Q: Does Veo 3.1 generate audio automatically?
  • Yes. Veo 3.1 can generate video with synchronized audio elements such as ambient sounds, environmental effects, and scene-specific audio, reducing the need for separate sound design in many projects.

Q: Which AI video generator is best for marketing and advertising?
  • For marketing teams and agencies, both Sora 2 and Veo 3.1 are strong choices. Sora 2 delivers highly realistic commercial-quality visuals, while Veo 3.1 offers faster production workflows through its built-in audio capabilities.

Q: Can AI video generators replace traditional video production?
  • Not entirely. AI video tools can significantly reduce production time and costs for concept videos, advertisements, social content, and pre-visualization.
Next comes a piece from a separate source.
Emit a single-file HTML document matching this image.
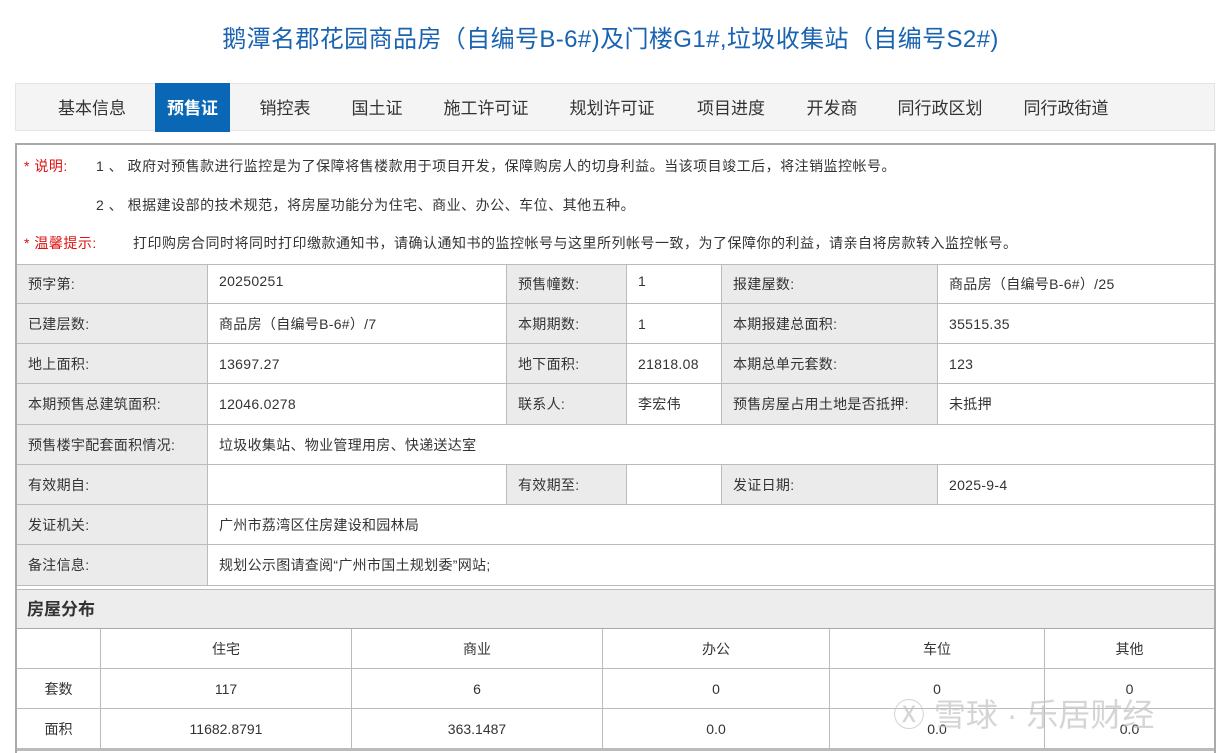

However, professional filmmaking, complex storytelling, and brand-specific productions still benefit from human creative direction and editing.

Q: What should businesses consider when choosing an AI video generator?

Businesses should evaluate the following:

  • Visual quality requirements

  • Character consistency needs

  • Audio generation capabilities

  • Rendering costs

  • Workflow integration

  • Content volume

  • Commercial usage rights

The best platform is usually the one that aligns with the company's production goals rather than the one with the most advanced technology on paper.

Q: Which AI video generator is best for YouTube creators?
  • YouTube creators focused on cinematic visuals may prefer Sora 2, creators needing quick production and audio integration may benefit from Veo 3.1, and storytellers building recurring characters may find Kling 3.0 the most effective option.

Q: What is the future of AI video generation?
  • The next generation of AI video models is expected to focus on longer video durations, stronger character memory, scene-to-scene consistency, advanced editing controls, real-time generation, and full production workflows that combine video, audio, and storytelling in a single system.